Structural and magnetic properties and tunnel magnetoresistance for Co2(Cr,Fe)Al and Co2FeSi full-Heusler alloys

Abstract

We have investigated the structure and magnetization of Co2(Cr1−xFex)Al (0 ⩽ x ⩽ 1) and Co2FeSi full-Heusler alloy films deposited on thermally oxidized Si (SiO2) and MgO (001) single crystal substrates by ultra-high vacuum sputtering at various temperatures. The films were also post-annealed after deposition at room temperature (RT). Magnetic tunnel junctions with a full-Huesler alloy electrode were fabricated with a stacking structure of Co2YZ (20 nm)/Al (1.2 nm)-oxide/Co75Fe25 (3 nm)/IrMn (15 nm)/Ta (60 nm) and microfabricated using electron beam lithography and Ar ion etching with a 102 µm2 junction area, where Co2YZ stands for Co2(Cr1−xFex)Al or Co2FeSi. The tunnel barriers were formed by the deposition of 1.2 nm Al, followed by plasma oxidization in the chamber.
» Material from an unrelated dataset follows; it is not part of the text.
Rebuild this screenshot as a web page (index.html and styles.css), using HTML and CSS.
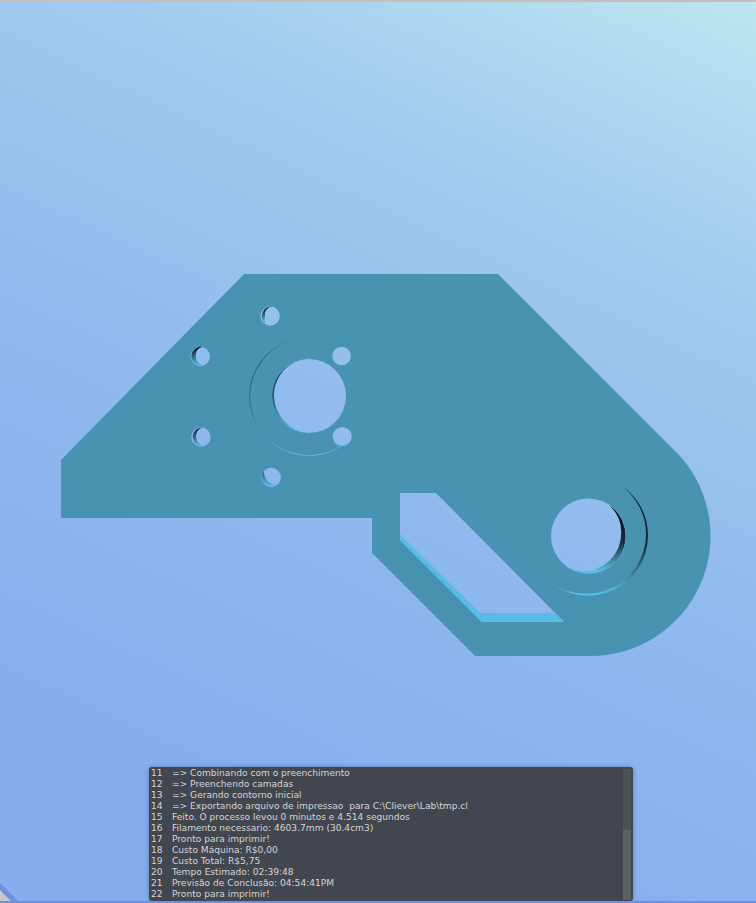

The x-ray diffraction revealed the A2 or B2 structure depending on heat treatment conditions and the substrate, but not L21 structure for the Co2(Cr1−xFex)Al (0 ⩽ x ⩽ 1) films. The L21 structure, however, was obtained for the Co2FeSi films when deposited on a MgO (001) substrate at elevated temperatures above 473 K. The maximum tunnelling magnetoresistance (TMR) was obtained with 52% at RT and 83% at 5 K for a junction using a Co2(Cr0.4Fe0.6)Al electrode. While the junction using a Co2FeSi electrode with the L21 structure exhibited the TMR of 41% at RT and 60% at 5 K, which may be improved by using a buffer layer for reducing the lattice misfit between the Co2FeSi and MgO (001) substrate.